What we learned was eye-opening.
Proved stature
Before I reveal the lessons, however, I need to confess up front that Learn proved his champion stature by trouncing me at Shenango, somewhere in the vicinity of 15 to 1. I blamed the Coppertone scent I must have inadvertently applied to the tubes I was pitching.
OK, that's credit where it's due. Now for the good stuff.
Saturday and Sunday were remarkably similar days, considering the unsettled weather that has been blowing over the area this spring. The sun was high in the crystal blue sky, and a breeze ruffled the surface.
At Shenango, we found most of the largemouths tucked up against the bank between willows in a foot of water. We connected mostly with bucks, and Learn found them more than willing to dart out and eat his Texas-rigged tube worm.
Around 11 that morning, he pitched the same bait into the shady crook of a waterlogged tree and set the hook into the jaw of the day's best fish, a female largemouth that weighed 3.25 pounds.
One would think our shallow-water pattern would hold up 24 hours later on a lake only 15 miles due west of Shenango. But Mosquito yielded its bass under completely different circumstances.
Our first fish Sunday was a buck that gobbled my crankbait after it clipped the edge of a weed line off a main lake point. The second was a 3-pounder that slurped in my tube a good 30 feet off the bank in a few scraggly strands of milfoil.
We moved quickly around Mosquito Sunday morning and found largemouths willing to eat spinnerbaits and crankbaits worked far from the thick shoreline cover for which the lake is noted.
Shenango and Mosquito - two lakes so close in proximity, but so far in terms of productive bassin' patterns last weekend.
Our two days proved you can take nothing for granted when it comes to figuring out the fish.
ESPY nominees
Tiger Woods, Jeff Gordon and Roger Clemens might take ESPN's annual ESPY sports awards for granted, but the bass world is buzzin' about two of this year's nominees.
They are Kevin VanDam, the reigning BASS Masters Classic champion and currently ranked No. 1 in the world of bass fishing, and Rick Clunn, a four-time Classic winner considered one of the legends of pro angling. ESPN, which owns and operates B.A.S.S. and its CITGO Bassmaster Tournament Trail, naturally has decided it would be good to shine the spotlight on outdoor sports.

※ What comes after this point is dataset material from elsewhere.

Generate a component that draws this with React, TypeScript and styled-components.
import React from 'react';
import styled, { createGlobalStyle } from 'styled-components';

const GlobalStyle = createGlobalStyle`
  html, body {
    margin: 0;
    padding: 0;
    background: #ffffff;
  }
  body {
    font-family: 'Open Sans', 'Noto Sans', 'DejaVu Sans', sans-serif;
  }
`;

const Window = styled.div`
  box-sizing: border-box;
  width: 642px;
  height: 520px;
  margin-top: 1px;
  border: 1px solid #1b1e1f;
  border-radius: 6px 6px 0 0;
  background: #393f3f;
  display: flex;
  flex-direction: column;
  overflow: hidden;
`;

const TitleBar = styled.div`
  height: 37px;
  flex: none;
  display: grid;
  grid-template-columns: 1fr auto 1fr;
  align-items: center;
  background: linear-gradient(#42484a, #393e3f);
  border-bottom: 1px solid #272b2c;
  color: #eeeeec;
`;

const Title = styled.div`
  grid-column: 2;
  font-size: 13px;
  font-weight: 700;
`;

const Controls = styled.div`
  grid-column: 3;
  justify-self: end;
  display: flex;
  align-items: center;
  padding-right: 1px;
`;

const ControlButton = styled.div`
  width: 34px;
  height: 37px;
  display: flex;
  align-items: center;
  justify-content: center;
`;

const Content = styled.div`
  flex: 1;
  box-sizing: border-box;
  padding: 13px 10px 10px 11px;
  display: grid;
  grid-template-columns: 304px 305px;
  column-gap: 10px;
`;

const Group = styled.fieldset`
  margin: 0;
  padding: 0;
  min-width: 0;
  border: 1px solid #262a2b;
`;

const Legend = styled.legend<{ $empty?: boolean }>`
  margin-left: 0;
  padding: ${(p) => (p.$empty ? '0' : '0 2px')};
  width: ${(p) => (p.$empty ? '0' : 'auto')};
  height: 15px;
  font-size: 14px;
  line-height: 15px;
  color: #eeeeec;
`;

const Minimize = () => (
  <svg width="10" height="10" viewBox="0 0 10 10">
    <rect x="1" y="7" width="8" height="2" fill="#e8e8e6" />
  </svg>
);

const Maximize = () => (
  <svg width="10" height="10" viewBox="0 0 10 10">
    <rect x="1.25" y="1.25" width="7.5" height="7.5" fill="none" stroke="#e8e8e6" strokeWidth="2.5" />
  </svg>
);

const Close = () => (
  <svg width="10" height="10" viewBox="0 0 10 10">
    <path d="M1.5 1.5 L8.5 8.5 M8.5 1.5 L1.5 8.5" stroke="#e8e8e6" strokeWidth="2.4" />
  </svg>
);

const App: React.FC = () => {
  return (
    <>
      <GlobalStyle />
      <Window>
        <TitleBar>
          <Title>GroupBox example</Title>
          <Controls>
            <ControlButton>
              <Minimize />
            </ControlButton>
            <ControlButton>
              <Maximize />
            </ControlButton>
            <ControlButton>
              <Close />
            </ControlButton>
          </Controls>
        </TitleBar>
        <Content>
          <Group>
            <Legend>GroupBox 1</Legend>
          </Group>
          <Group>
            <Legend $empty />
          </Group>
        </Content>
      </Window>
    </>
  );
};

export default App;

VanDam and Clunn certainly are worthy ESPY nominees. But there's no guarantee an angler will win the outdoor sports competitor category. Also up for the ESPY are Mel Lentz, a Stihl Timbersports champ, and Jerry the Big Air Dog, gold medalist in the canine leaping competition at ESPN's Great Outdoor Games.
My guess is the ESPY will go to VanDam, who is to tournament bass fishing what Tiger Woods has been to golf. But if the cynics are correct and our world is going to the dogs, then who knows?
Watch for the winner when the ESPY show airs at 9 p.m. July 10 on ESPN.